> all that cacheline bouncing can't do your numa boxes any good.
It happens even on our non-NUMA boxes. But that was the reason
behind developing MCS locks: they are designed to minimize the
cacheline bouncing due to lock contention, and become a win with
a very small number of processors contending the same spinlock.
> i hear x86-64 has a lockless gettimeofday. maybe that's the solution.
I was using gettimeofday() as ONE example of the problem.
Fixing gettimeofday(), such as with frlocks (see, for example,
http://lwn.net/Articles/7388) fixes ONE occurance of the
problem.
Every reader/writer lock that an application can force
the kernel to acquire can have this problem. If there
is enough time between acquires, it may take 32 or 64
processors to hang the system, but livelock WILL occur.
> it's really
> not the kernel's fault that your app is badly written.
There are MANY other cases where an application can force the
kernel to acquire a lock needed by other things.
The point is not whether the *application* is badly written,
but point is whether a bad application can mess up the kernel
by causing a livelock.
Spinlocks are a slightly different story. While there isn't
the starvation issue, livelock can still occur if the kernel
needs to acquire the spinlock more often that it takes to
acquire.

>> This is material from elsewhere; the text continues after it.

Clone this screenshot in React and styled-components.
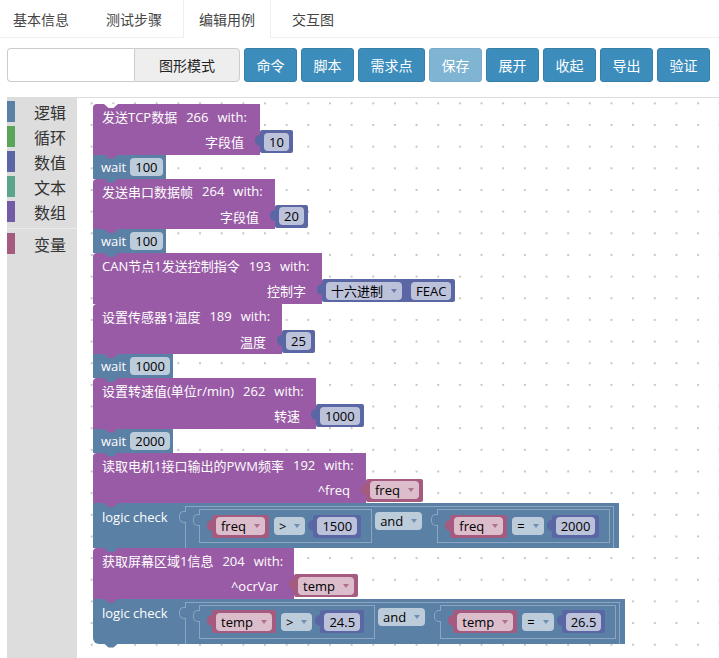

This is why replacing the xtime_lock with a spinlock
fixes the reader/writer livelock, but not the problem: while
the writer can now get the spinlock, it can take an entire
clock tick to acquire/release it. So the net behavior is the
same: with a 1KHz timer and with 1us cache-cache latency, 32
processors spinning on gettimeofday() using a spinlock would
have a similar result.
Kevin
On Fri, Nov 08, 2002 at 02:17:21PM -0600, Van Maren, Kevin wrote:
> > all that cacheline bouncing can't do your numa boxes any good.
>
> It happens even on our non-NUMA boxes. But that was the reason
> behind developing MCS locks: they are designed to minimize the
> cacheline bouncing due to lock contention, and become a win with
> a very small number of processors contending the same spinlock.
that's not my point... a resource occupies a number of cachelines;
bouncing those cachelines between processors is expensive. if there's
a real workload that all the processors are contending for the same
resource, it's time to split up that resource.
> I was using gettimeofday() as ONE example of the problem.
> Fixing gettimeofday(), such as with frlocks (see, for example,
> http://lwn.net/Articles/7388) fixes ONE occurance of the
> problem.
>
> Every reader/writer lock that an application can force
> the kernel to acquire can have this problem. If there
> is enough time between acquires, it may take 32 or 64
> processors to hang the system, but livelock WILL occur.
not true. every reader/writer lock which guards a global resource can
have this problem. if the lock only guards your own task's resources,
there can be no problem.
> There are MANY other cases where an application can force the
> kernel to acquire a lock needed by other things.
and i agree they should be fixed.
> Spinlocks are a slightly different story. While there isn't
> the starvation issue, livelock can still occur if the kernel
> needs to acquire the spinlock more often that it takes to
> acquire. This is why replacing the xtime_lock with a spinlock
> fixes the reader/writer livelock, but not the problem: while
> the writer can now get the spinlock, it can take an entire
> clock tick to acquire/release it. So the net behavior is the
> same: with a 1KHz timer and with 1us cache-cache latency, 32
> processors spinning on gettimeofday() using a spinlock would
> have a similar result.
right. so spinlocking this resource is also not good enough. did
you see the "Voyager subarchitecture for 2.5.46" thread earlier this
week which discussed making it per-cpu?
http://www.uwsg.iu.edu/hypermail/linux/kernel/0211.0/1799.html
this seems like the right way to go to me.
--
Revolutions do not require corporate support.